I. L’appréciation de la disponibilité des sommes inscrites en compte courant d’associé
La qualification fiscale des crédits inscrits en compte courant repose sur une présomption de disponibilité que le contribuable peut toutefois renverser par la preuve contraire. Cette preuve doit démontrer l’impossibilité matérielle ou juridique de disposer des fonds à la clôture de l’exercice.
A. Le principe de l’imposition immédiate des crédits de compte courant
Le juge rappelle que « les sommes inscrites par une société au crédit du compte courant d’associé ouvert dans ses écritures au nom d’un de ses dirigeants sont à retenir ». Ces sommes sont imposables au titre de l’année de leur inscription si le retrait effectif n’est pas rendu impossible en fait ou en droit. La jurisprudence fiscale considère traditionnellement que l’inscription en compte vaut paiement, sauf si des circonstances particulières, comme une trésorerie insuffisante, font obstacle au retrait. En l’espèce, la rémunération avait été créditée le 30 décembre 2010, ce qui déclenchait en principe l’exigibilité de l’impôt pour cette même année civile.
B. L’administration de la preuve de l’indisponibilité des fonds
Le Conseil d’État précise qu’il « appartient au contribuable d’apporter la preuve que le retrait était impossible » afin de combattre la présomption de disponibilité. Pour juger que cette preuve était rapportée, la cour administrative d’appel de Versailles s’est fondée sur les relevés bancaires de la société à la date du 31 décembre. Ces documents n’affichaient que 68 558 euros de liquidités, alors que la société ne disposait d’aucune autorisation de découvert pour couvrir le million d’euros restant. La Haute Juridiction estime que le juge d’appel n’a pas commis d’erreur de droit en se limitant aux actifs présentant un caractère suffisamment liquide et réalisable.

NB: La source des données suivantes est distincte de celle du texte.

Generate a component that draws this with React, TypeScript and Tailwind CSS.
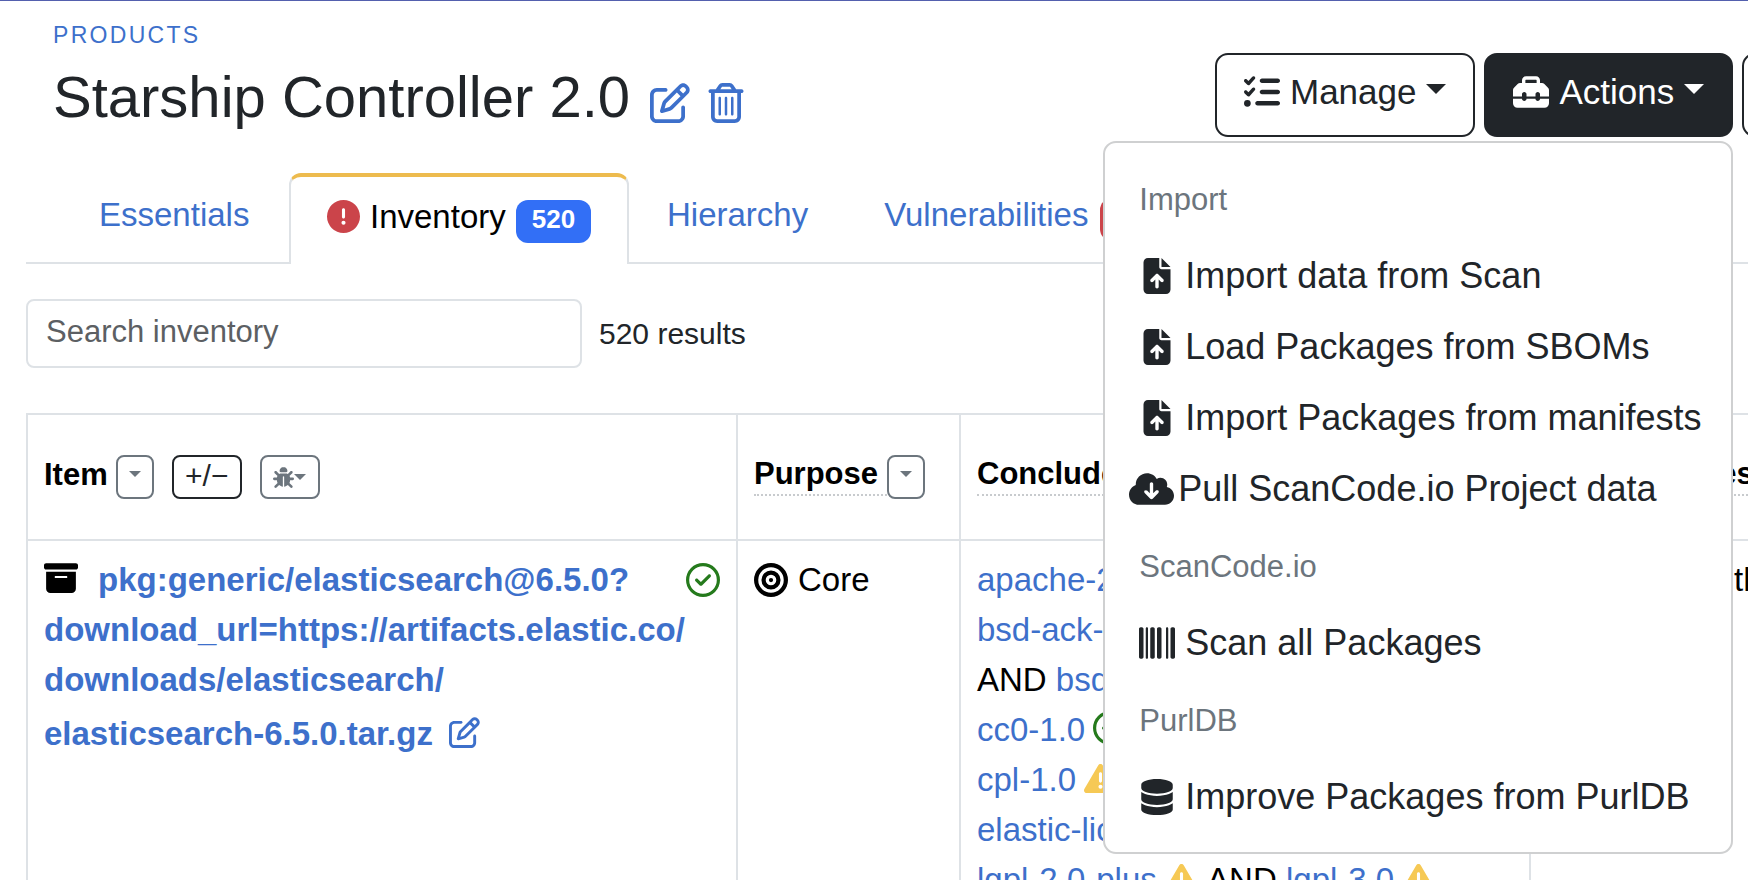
import React from "react";
import {
  FaRegPenToSquare,
  FaRegTrashCan,
  FaListCheck,
  FaToolbox,
  FaFileArrowUp,
  FaCloudArrowDown,
  FaBarcode,
  FaDatabase,
  FaCircleExclamation,
  FaBoxArchive,
  FaRegCircleCheck,
  FaBullseye,
  FaTriangleExclamation,
  FaBug,
} from "react-icons/fa6";

const LINK = "text-[#3d70cb]";

function Caret({ small = false }: { small?: boolean }) {
  return (
    <svg
      viewBox="0 0 20 10"
      className={small ? "h-[6px] w-[12px]" : "mb-1.5 h-[10px] w-5"}
      fill="currentColor"
      aria-hidden="true"
    >
      <path d="M0 0h20L10 10z" />
    </svg>
  );
}

function FilterButton({ label }: { label: string }) {
  return (
    <button
      aria-label={label}
      className="flex h-11 w-[38px] items-center justify-center rounded-lg border-2 border-[#6c757d] pb-1.5 text-[#6c757d]"
    >
      <Caret small />
    </button>
  );
}

function MenuHeader({ children }: { children: React.ReactNode }) {
  return (
    <h6 className="flex h-[83px] items-center px-[34px] pt-1 text-[31px] text-[#6c757d]">
      {children}
    </h6>
  );
}

function MenuItem({ icon, children }: { icon: React.ReactNode; children: React.ReactNode }) {
  return (
    <a href="#" className="flex h-[71px] items-center gap-2.5 px-[34px] whitespace-nowrap">
      <span className="flex w-9 justify-center">{icon}</span>
      {children}
    </a>
  );
}

function ActionsMenu() {
  return (
    <div className="absolute top-full right-0 z-10 mt-1 w-[630px] rounded-[13px] border-2 border-[#cfd0d1] bg-white pt-3.5 pb-5 text-4xl leading-normal text-[#212529]">
      <MenuHeader>Import</MenuHeader>
      <MenuItem icon={<FaFileArrowUp />}>Import data from Scan</MenuItem>
      <MenuItem icon={<FaFileArrowUp />}>Load Packages from SBOMs</MenuItem>
      <MenuItem icon={<FaFileArrowUp />}>Import Packages from manifests</MenuItem>
      <a href="#" className="flex h-[71px] items-center gap-1 px-6 whitespace-nowrap">
        <FaCloudArrowDown className="h-9 w-[45px]" />
        Pull ScanCode.io Project data
      </a>
      <MenuHeader>ScanCode.io</MenuHeader>
      <MenuItem icon={<FaBarcode />}>Scan all Packages</MenuItem>
      <MenuHeader>PurlDB</MenuHeader>
      <MenuItem icon={<FaDatabase />}>Improve Packages from PurlDB</MenuItem>
    </div>
  );
}

function HintLabel({ children }: { children: React.ReactNode }) {
  return (
    <span className="border-b-2 border-dotted border-[#c8cbce] pr-[9px] pb-1 leading-8 whitespace-nowrap">
      {children}
    </span>
  );
}

function License({ name, status }: { name: string; status?: "ok" | "warn" }) {
  return (
    <>
      <a href="#" className={LINK}>
        {name}
      </a>
      {status === "ok" && (
        <FaRegCircleCheck className="ml-2 inline align-[-4px] text-[34px] text-[#257a1c]" />
      )}
      {status === "warn" && (
        <FaTriangleExclamation className="mr-0.5 ml-2 inline align-[-4px] text-[#f6c955]" />
      )}
    </>
  );
}

export default function App() {
  return (
    <div className="h-screen overflow-hidden border-t border-[#5360ae] bg-white font-['Liberation_Sans',Arial,sans-serif] text-[#212529]">
      <header className="flex justify-between pl-[53px]">
        <div className="pt-4">
          <a href="#" className={`block text-[23px] leading-9 tracking-[0.1em] ${LINK}`}>
            PRODUCTS
          </a>
          <div className="flex items-center">
            <h1 className="text-[58px] leading-[88px]">Starship Controller 2.0</h1>
            <a href="#" aria-label="Edit product" className={`ml-5 pt-3 text-[40px] ${LINK}`}>
              <FaRegPenToSquare />
            </a>
            <a href="#" aria-label="Delete product" className={`ml-4 pt-3 text-[40px] ${LINK}`}>
              <FaRegTrashCan />
            </a>
          </div>
        </div>
        <div className="flex w-[533px] shrink-0 gap-[9px] overflow-visible pt-[52px] text-[35px]">
          <button className="flex h-[84px] shrink-0 items-center rounded-[13px] border-2 border-[#212529] px-[27px] pb-1.5">
            <FaListCheck className="text-4xl" />
            <span className="mr-2.5 ml-2.5">Manage</span>
            <Caret />
          </button>
          <div className="relative h-[84px] shrink-0">
            <button
              aria-expanded="true"
              className="flex h-[84px] items-center rounded-[13px] border-2 border-[#212529] bg-[#212529] px-[27px] pb-1.5 text-white"
            >
              <FaToolbox className="text-4xl" />
              <span className="mr-2.5 ml-2.5">Actions</span>
              <Caret />
            </button>
            <ActionsMenu />
          </div>
          <button
            aria-label="More"
            className="h-[84px] w-24 shrink-0 rounded-[13px] border-2 border-[#212529]"
          />
        </div>
      </header>

      <nav className="mt-8 ml-[26px] flex h-[91px] text-[33px] whitespace-nowrap">
        <a
          href="#"
          className={`flex w-[263px] shrink-0 items-center border-b-2 border-[#dee2e6] pb-1.5 pl-[73px] ${LINK}`}
        >
          Essentials
        </a>
        <a
          href="#"
          className="flex w-[340px] shrink-0 items-center rounded-t-xl border-x-2 border-t-4 border-x-[#dee2e6] border-t-[#edbb4e] pb-2 pl-9 text-black"
        >
          <FaCircleExclamation className="text-[#cb444a]" />
          <span className="ml-2.5">Inventory</span>
          <span className="mt-2.5 ml-2.5 rounded-xl bg-[#326ff6] px-4 pt-1 pb-2 text-[26px] leading-[31px] font-bold text-white">
            520
          </span>
        </a>
        <div className="flex grow items-center border-b-2 border-[#dee2e6] pb-1.5">
          <a href="#" className={`ml-[38px] ${LINK}`}>
            Hierarchy
          </a>
          <a href="#" className={`ml-[76px] flex items-center ${LINK}`}>
            Vulnerabilities
            <span className="mt-2.5 ml-3 rounded-xl bg-[#cb444a] px-4 pt-1 pb-2 text-[26px] leading-[31px] font-bold text-white">
              8
            </span>
          </a>
        </div>
      </nav>

      <div className="mt-[35px] ml-[26px] flex items-center gap-[17px]">
        <input
          type="search"
          aria-label="Search inventory"
          placeholder="Search inventory"
          className="h-[69px] w-[556px] rounded-lg border-2 border-[#dee2e6] px-[18px] pb-1 text-[31px] placeholder:text-[#5c5f63]"
        />
        <span className="text-[30px]">520 results</span>
      </div>

      <table className="mt-[45px] ml-[26px] w-[1960px] table-fixed border-collapse text-[33px] leading-[50px] text-black">
        <colgroup>
          <col className="w-[710px]" />
          <col className="w-[223px]" />
          <col className="w-[570px]" />
          <col />
        </colgroup>
        <thead className="text-left text-[31px]">
          <tr className="h-[126px]">
            <th className="border-2 border-[#dee2e6] px-4">
              <div className="flex items-center">
                <span className="pb-1">Item</span>
                <span className="ml-2 flex gap-[18px]">
                  <FilterButton label="Filter items" />
                  <button
                    aria-label="Expand or collapse"
                    className="flex h-11 w-[70px] items-center justify-center rounded-lg border-2 border-[#212529] pb-0.5 text-[30px] font-normal text-[#212529]"
                  >
                    +/−
                  </button>
                  <button
                    aria-label="Filter issues"
                    className="flex h-11 w-[60px] items-center justify-center rounded-lg border-2 border-[#6c757d] text-[21px] text-[#6c757d]"
                  >
                    <FaBug />
                    <Caret small />
                  </button>
                </span>
              </div>
            </th>
            <th className="border-2 border-[#dee2e6] px-4">
              <div className="flex items-center">
                <HintLabel>Purpose</HintLabel>
                <FilterButton label="Filter purposes" />
              </div>
            </th>
            <th className="border-2 border-[#dee2e6] px-4">
              <div className="flex">
                <HintLabel>Concluded license</HintLabel>
              </div>
            </th>
            <th className="border-2 border-[#dee2e6] px-4">
              <div className="flex">
                <HintLabel>License notes</HintLabel>
              </div>
            </th>
          </tr>
        </thead>
        <tbody>
          <tr className="align-top">
            <td className="border-2 border-[#dee2e6] px-4 py-3.5">
              <div className="flex items-start justify-between">
                <div className={`font-bold ${LINK}`}>
                  <FaBoxArchive className="mr-5 inline align-[-4px] text-[34px] text-black" />
                  <a href="#">
                    pkg:generic/elasticsearch@6.5.0?
                    <br />
                    download_url=https://artifacts.elastic.co/
                    <br />
                    downloads/elasticsearch/
                    <br />
                    elasticsearch-6.5.0.tar.gz
                  </a>
                  <a href="#" aria-label="Edit item" className="ml-4">
                    <FaRegPenToSquare className="mt-3 inline align-[-3px] text-[31px]" />
                  </a>
                </div>
                <FaRegCircleCheck className="mt-2 -ml-9 shrink-0 text-[34px] text-[#257a1c]" />
              </div>
            </td>
            <td className="border-2 border-[#dee2e6] px-4 py-3.5">
              <div className="flex items-center gap-2.5">
                <FaBullseye className="text-[34px]" />
                Core
              </div>
            </td>
            <td className="border-2 border-[#dee2e6] px-4 py-3.5 whitespace-nowrap">
              <License name="apache-2.0" status="ok" /> AND
              <br />
              <License name="bsd-ack-carrot2" status="ok" />
              <br />
              AND <License name="bsd-new" status="ok" /> AND
              <br />
              <License name="cc0-1.0" status="ok" /> AND
              <br />
              <License name="cpl-1.0" status="warn" /> AND
              <br />
              <License name="elastic-license-2018" />
              <br />
              <License name="lgpl-2.0-plus" status="warn" /> AND{" "}
              <License name="lgpl-3.0" status="warn" />
            </td>
            <td className="border-2 border-[#dee2e6] px-4 py-3.5 whitespace-nowrap">
              Copyright of the authors
            </td>
          </tr>
        </tbody>
      </table>
    </div>
  );
}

II. La sanction du dépassement des conclusions des parties par le juge du fond
Le juge administratif est strictement lié par les conclusions des parties et ne peut légalement accorder une décharge supérieure à celle demandée par le contribuable. L’arrêt de la cour administrative d’appel de Versailles est ici censuré pour avoir méconnu l’étendue du litige dont elle était régulièrement saisie.
A. La méconnaissance du cadre du litige fiscal
Le ministre soutenait avec succès que la cour avait statué au-delà des conclusions en prononçant une décharge de contributions qui n’étaient plus en litige. Il ressortait du dossier que la contribution exceptionnelle sur les hauts revenus n’avait pas été appliquée à la somme litigieuse par l’administration lors du contrôle. De plus, les contributions sociales afférentes à cette rémunération avaient déjà fait l’objet d’un dégrèvement prononcé par l’administration avant que le juge d’appel ne rende son arrêt. En déchargeant des sommes non réclamées ou déjà restituées, la cour a méconnu les principes fondamentaux régissant l’office du juge de l’impôt et la procédure contentieuse.
B. L’annulation partielle pour méconnaissance de l’étendue de la demande
Le Conseil d’État relève que « la cour administrative d’appel a statué, dans le dispositif de son arrêt, au-delà des conclusions dont elle était saisie ». L’administration fiscale avait limité ses rectifications à la somme de 978 000 euros après avoir pris en compte les rémunérations déjà déclarées par les contribuables. En fixant la réduction de la base d’imposition à 1 150 000 euros, le juge d’appel a accordé un avantage excédant le montant des redressements effectivement maintenus. La Haute Juridiction annule donc partiellement l’arrêt attaqué sans renvoyer l’affaire, mettant ainsi un terme définitif au litige sur ce point précis de procédure.